DATA EXCERPT.
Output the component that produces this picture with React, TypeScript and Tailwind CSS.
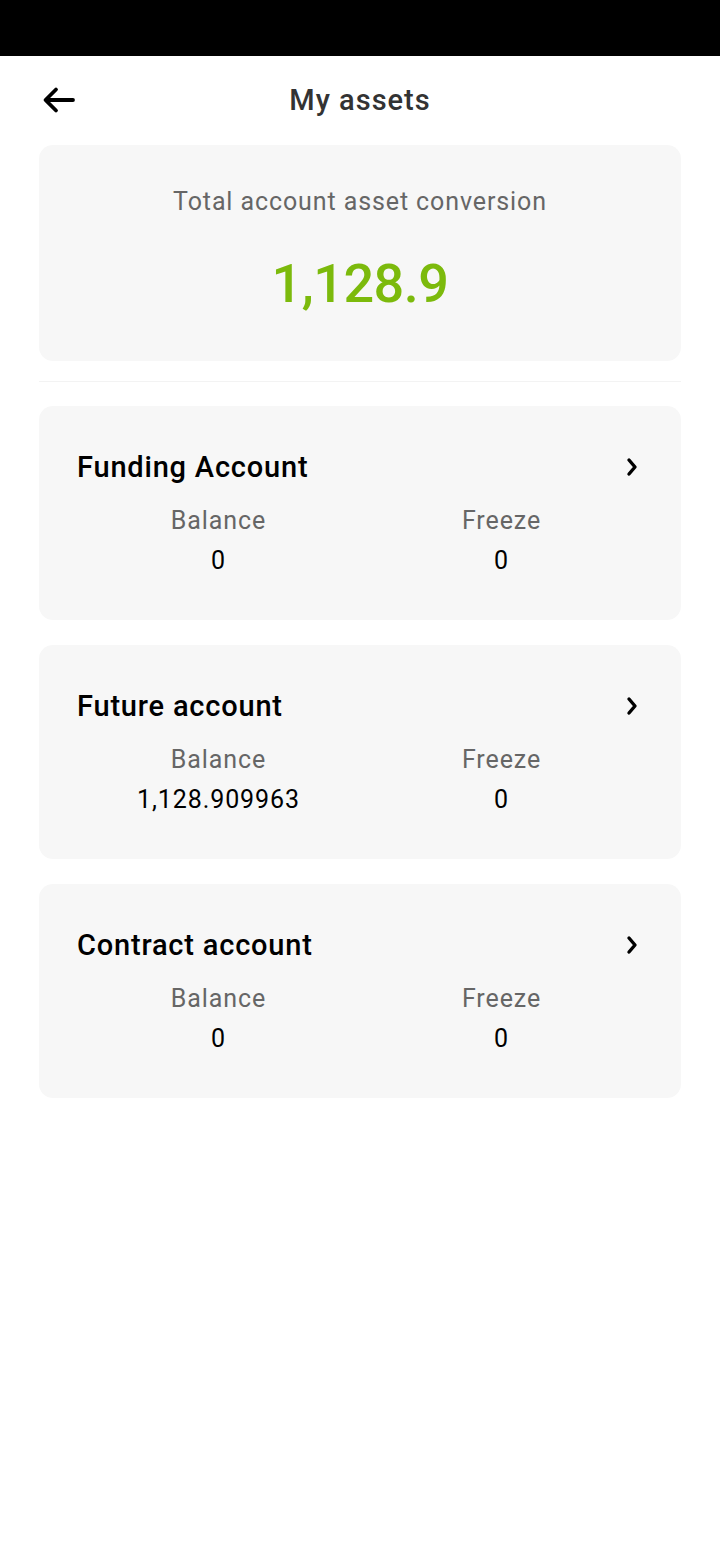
import React from "react";

const accounts = [
  { name: "Funding Account", balance: "0", freeze: "0" },
  { name: "Future account", balance: "1,128.909963", freeze: "0" },
  { name: "Contract account", balance: "0", freeze: "0" },
];

function Chevron() {
  return (
    <svg width="14" height="20" viewBox="0 0 14 20" fill="none">
      <polyline points="4,3 10,10 4,17" stroke="#000" strokeWidth="3.4" strokeLinecap="round" strokeLinejoin="round" />
    </svg>
  );
}

export default function App() {
  return (
    <div className="w-[720px] min-h-[1560px] bg-white" style={{ fontFamily: "Roboto, 'Noto Sans', sans-serif" }}>
      <div className="h-[56px] bg-black" />
      <div className="relative h-[89px] flex items-center justify-center">
        <div className="absolute left-[42px] top-[30px]">
          <svg width="34" height="28" viewBox="0 0 34 28" fill="none">
            <path d="M31 14H4M14 3.5L3.5 14L14 24.5" stroke="#000" strokeWidth="3.8" strokeLinecap="round" strokeLinejoin="round" />
          </svg>
        </div>
        <div className="text-[29px] font-medium tracking-[1px] text-[#333] leading-none">My assets</div>
      </div>
      <div className="px-[39px]">
        <div className="h-[216px] rounded-[14px] bg-[#f7f7f7] flex flex-col items-center">
          <div className="mt-[42px] text-[25px] tracking-[0.9px] leading-[30px] text-[#666]">Total account asset conversion</div>
          <div className="mt-[34px] text-[54px] leading-[66px] font-medium tracking-[-0.5px] text-[#7cba0c]">1,128.9</div>
        </div>
        <div className="mt-[20px] h-px bg-[#f3f3f3]" />
        <div className="mt-[24px] flex flex-col gap-[25px]">
          {accounts.map((a) => (
            <div key={a.name} className="h-[214px] rounded-[14px] bg-[#f7f7f7] px-[38px] pt-[44px]">
              <div className="flex items-center justify-between h-[34px]">
                <div className="text-[29px] font-medium tracking-[0.8px] text-black leading-[34px]">{a.name}</div>
                <div className="mr-[4px]"><Chevron /></div>
              </div>
              <div className="mt-[17px] grid grid-cols-2 text-center text-[25px] tracking-[0.9px]">
                <div>
                  <div className="leading-[40px] text-[#666]">Balance</div>
                  <div className="leading-[40px] text-black">{a.balance}</div>
                </div>
                <div>
                  <div className="leading-[40px] text-[#666]">Freeze</div>
                  <div className="leading-[40px] text-black">{a.freeze}</div>
                </div>
              </div>
            </div>
          ))}
        </div>
      </div>
    </div>
  );
}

WORK INSTRUCTIONS. Write down every line from the opening of the listing to the line with "import React from", both included, and nothing else; the pictures are omitted.

PROBLEM SOLUTION.
Output the component that produces this picture with React, TypeScript and Tailwind CSS.
import React from "react";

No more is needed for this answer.